### [What needs to be done]
Do any lines in the data below contain "styles"? If so, copy every one of them.

## Begin

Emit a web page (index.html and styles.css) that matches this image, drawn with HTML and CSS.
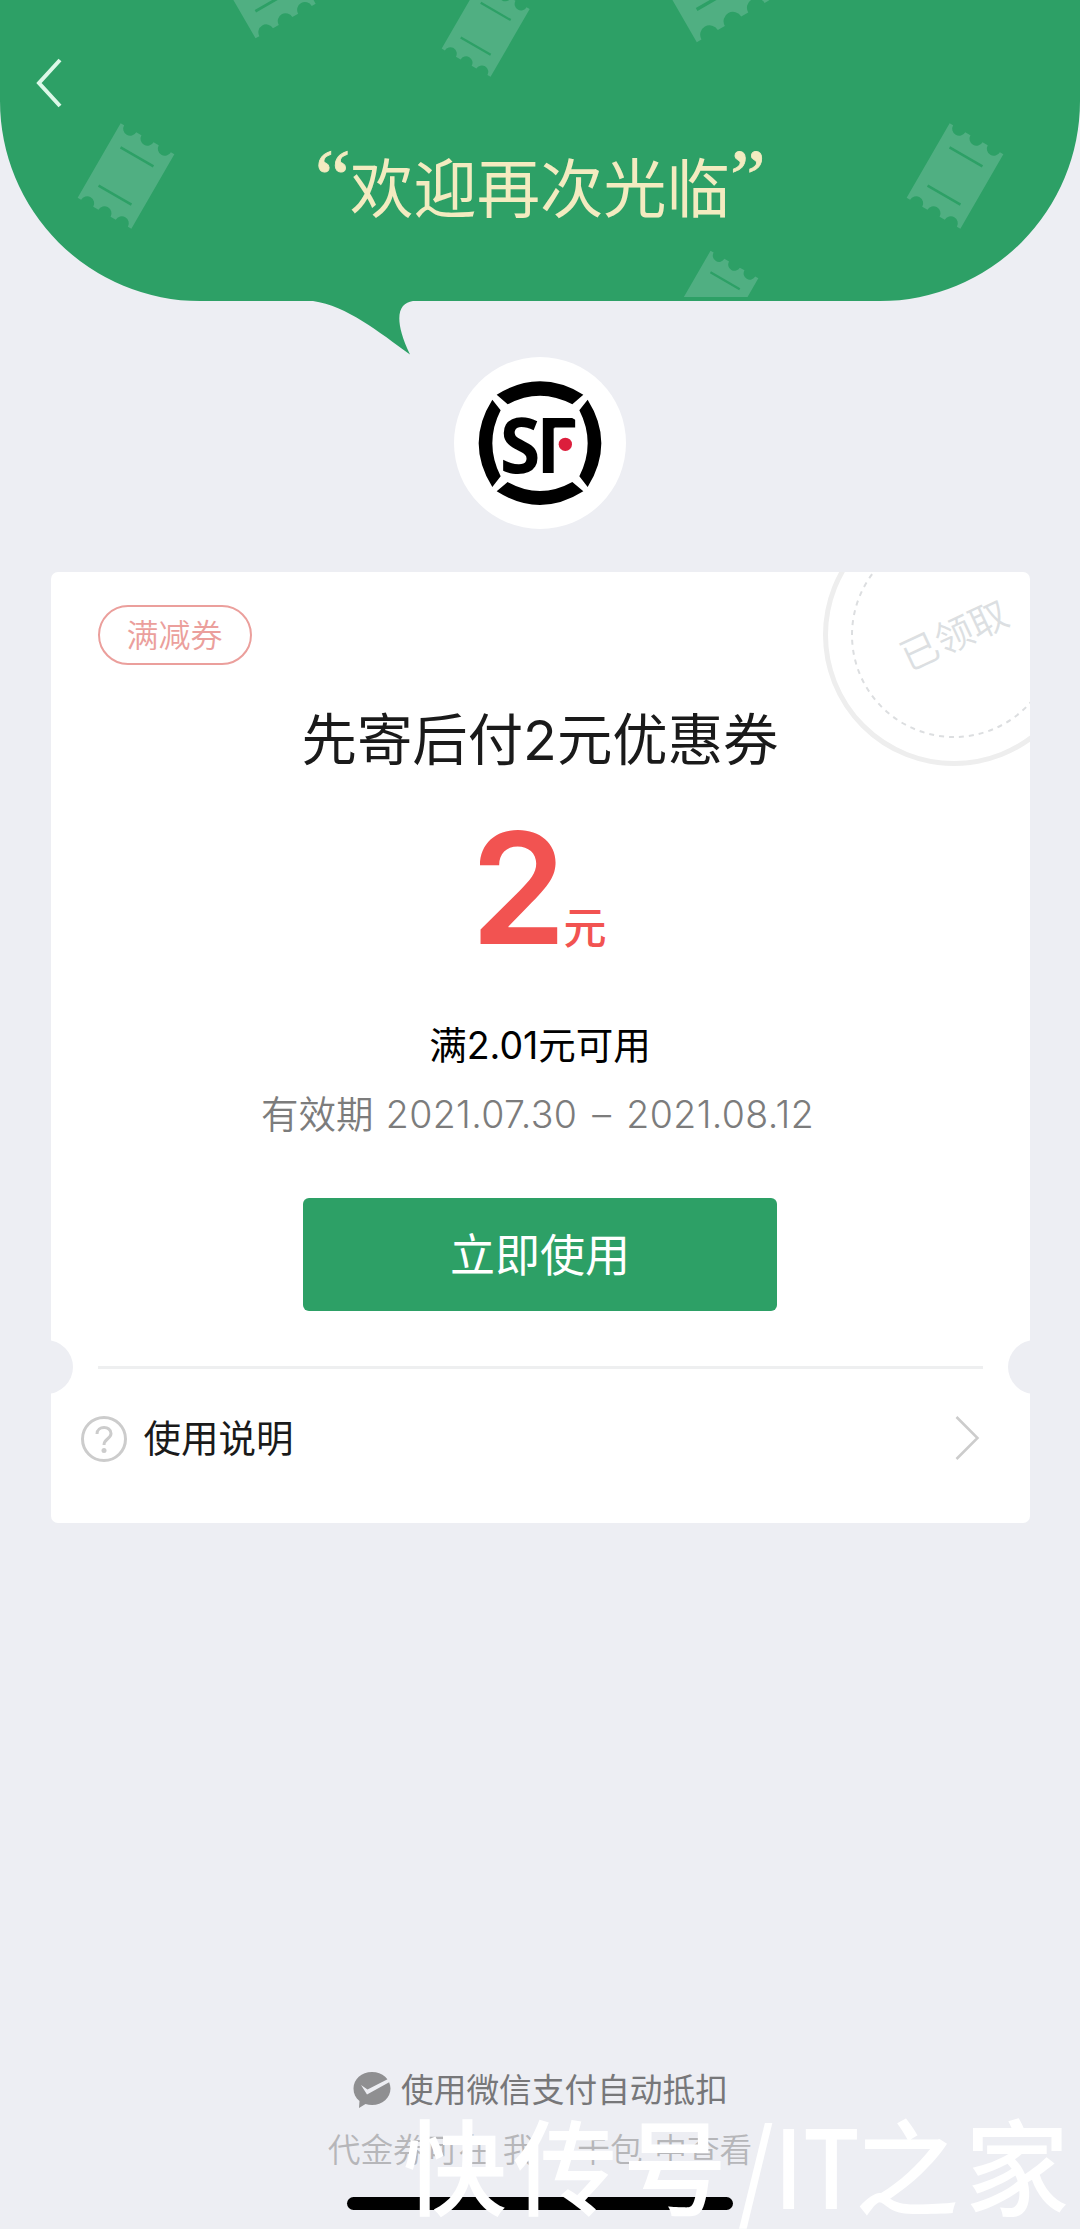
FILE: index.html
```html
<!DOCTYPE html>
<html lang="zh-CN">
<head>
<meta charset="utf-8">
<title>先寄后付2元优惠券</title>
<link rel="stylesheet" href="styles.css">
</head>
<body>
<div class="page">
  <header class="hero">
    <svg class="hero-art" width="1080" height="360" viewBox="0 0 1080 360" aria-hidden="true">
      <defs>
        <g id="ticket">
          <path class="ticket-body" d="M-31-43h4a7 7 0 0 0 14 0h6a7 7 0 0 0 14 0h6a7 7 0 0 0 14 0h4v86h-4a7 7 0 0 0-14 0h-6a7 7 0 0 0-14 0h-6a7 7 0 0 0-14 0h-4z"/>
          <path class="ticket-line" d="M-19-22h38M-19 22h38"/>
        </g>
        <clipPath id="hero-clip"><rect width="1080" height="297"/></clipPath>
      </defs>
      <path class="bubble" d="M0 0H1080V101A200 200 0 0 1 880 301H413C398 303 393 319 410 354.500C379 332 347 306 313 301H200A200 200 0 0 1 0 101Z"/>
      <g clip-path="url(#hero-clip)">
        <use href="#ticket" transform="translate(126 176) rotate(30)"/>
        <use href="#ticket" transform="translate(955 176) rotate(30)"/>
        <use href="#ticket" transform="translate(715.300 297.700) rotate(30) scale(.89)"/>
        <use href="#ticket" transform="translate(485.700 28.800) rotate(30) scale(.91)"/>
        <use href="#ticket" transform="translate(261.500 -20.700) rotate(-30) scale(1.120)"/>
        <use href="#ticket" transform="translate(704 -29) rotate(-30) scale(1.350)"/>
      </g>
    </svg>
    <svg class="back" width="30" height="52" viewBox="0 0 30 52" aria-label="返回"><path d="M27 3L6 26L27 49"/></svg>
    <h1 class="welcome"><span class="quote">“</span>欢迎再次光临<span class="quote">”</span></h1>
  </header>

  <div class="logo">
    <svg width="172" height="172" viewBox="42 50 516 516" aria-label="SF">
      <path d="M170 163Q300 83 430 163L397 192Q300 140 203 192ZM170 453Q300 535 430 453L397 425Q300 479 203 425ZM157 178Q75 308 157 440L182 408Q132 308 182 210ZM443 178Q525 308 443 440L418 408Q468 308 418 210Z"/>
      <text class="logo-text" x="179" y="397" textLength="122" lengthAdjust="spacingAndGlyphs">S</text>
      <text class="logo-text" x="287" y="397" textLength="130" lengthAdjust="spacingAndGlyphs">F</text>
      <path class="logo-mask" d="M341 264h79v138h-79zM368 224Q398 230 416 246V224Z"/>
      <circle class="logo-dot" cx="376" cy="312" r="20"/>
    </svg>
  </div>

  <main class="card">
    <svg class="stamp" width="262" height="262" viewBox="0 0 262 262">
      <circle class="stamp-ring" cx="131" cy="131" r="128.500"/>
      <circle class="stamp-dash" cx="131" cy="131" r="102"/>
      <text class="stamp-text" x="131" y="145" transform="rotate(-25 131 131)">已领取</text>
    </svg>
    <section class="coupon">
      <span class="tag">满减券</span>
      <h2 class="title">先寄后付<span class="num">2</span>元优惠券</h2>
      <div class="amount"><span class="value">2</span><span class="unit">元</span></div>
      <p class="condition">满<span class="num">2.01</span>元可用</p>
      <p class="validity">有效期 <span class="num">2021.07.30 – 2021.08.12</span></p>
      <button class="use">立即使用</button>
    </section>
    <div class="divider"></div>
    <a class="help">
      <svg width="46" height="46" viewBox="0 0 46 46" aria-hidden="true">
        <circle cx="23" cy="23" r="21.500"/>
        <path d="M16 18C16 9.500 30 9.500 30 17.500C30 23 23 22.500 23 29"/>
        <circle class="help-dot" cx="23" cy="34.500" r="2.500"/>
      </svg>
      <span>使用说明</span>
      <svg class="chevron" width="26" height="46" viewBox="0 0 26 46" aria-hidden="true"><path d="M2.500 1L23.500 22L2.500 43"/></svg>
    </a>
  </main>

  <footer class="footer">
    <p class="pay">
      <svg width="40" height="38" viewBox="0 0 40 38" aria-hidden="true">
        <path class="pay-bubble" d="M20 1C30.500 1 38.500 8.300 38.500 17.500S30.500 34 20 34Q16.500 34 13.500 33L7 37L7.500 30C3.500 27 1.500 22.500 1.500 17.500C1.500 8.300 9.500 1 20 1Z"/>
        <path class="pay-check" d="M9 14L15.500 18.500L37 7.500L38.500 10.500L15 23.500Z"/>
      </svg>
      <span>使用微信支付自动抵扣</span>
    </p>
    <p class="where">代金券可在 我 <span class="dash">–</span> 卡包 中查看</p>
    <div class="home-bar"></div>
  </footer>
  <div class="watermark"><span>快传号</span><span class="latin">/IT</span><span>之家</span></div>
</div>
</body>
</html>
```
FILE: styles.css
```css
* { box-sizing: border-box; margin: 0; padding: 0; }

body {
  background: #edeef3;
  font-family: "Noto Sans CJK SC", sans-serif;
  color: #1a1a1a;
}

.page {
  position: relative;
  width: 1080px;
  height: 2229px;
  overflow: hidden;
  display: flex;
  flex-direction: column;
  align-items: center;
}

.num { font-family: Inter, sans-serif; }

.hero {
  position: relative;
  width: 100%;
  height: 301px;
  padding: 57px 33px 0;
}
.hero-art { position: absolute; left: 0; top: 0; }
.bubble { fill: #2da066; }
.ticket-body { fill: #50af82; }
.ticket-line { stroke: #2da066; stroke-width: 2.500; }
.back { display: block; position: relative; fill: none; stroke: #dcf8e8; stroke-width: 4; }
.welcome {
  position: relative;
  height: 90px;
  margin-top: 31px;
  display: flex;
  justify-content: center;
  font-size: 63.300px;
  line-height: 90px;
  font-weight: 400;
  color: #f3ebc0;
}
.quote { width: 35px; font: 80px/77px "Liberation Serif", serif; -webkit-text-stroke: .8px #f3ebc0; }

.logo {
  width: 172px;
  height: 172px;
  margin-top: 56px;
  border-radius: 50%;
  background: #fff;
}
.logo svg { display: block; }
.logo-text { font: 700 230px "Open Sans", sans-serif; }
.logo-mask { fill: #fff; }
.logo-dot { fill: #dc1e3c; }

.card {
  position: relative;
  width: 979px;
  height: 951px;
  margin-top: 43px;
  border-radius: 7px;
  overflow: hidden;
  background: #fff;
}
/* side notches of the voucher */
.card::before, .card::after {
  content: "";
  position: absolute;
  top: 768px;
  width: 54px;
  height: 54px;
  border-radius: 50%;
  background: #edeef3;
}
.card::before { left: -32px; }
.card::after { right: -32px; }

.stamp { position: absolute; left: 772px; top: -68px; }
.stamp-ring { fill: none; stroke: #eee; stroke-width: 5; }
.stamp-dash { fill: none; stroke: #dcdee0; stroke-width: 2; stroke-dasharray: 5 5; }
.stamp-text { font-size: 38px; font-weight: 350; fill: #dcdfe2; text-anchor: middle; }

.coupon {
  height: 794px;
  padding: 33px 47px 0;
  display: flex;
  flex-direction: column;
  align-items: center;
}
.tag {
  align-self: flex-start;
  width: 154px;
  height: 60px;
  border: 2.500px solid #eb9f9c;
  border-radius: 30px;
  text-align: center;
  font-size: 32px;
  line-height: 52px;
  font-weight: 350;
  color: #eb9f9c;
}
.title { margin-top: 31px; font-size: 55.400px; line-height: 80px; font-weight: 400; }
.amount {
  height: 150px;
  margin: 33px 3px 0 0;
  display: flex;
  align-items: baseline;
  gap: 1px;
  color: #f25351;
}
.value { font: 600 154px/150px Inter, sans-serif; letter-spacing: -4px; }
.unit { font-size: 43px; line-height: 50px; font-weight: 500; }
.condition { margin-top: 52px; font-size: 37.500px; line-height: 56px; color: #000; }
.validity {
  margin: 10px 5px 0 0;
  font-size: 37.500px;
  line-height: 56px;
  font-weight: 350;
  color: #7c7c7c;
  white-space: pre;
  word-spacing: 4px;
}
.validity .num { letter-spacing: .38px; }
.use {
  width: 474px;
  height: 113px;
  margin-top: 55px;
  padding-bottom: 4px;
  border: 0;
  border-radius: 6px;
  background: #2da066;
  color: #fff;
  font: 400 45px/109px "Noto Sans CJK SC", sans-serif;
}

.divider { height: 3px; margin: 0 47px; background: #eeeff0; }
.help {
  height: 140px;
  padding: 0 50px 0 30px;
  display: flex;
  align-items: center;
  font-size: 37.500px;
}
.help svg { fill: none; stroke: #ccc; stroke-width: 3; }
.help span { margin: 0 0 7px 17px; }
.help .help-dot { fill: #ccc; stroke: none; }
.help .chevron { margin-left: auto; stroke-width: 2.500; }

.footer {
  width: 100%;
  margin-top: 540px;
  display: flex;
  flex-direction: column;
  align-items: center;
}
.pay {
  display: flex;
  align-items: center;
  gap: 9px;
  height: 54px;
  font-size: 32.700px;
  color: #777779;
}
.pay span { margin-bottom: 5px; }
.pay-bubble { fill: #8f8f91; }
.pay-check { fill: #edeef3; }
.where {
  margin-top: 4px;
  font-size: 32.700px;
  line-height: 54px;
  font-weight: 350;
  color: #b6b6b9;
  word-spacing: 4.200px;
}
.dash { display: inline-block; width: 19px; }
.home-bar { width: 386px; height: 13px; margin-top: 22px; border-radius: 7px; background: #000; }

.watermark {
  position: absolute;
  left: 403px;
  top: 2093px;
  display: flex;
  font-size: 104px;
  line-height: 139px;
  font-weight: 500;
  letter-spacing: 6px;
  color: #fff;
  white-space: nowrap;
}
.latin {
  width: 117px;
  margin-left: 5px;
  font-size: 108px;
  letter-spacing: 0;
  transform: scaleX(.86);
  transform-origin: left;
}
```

## End

### [Complete output]
Emit a web page (index.html and styles.css) that matches this image, drawn with HTML and CSS.
<link rel="stylesheet" href="styles.css">
FILE: styles.css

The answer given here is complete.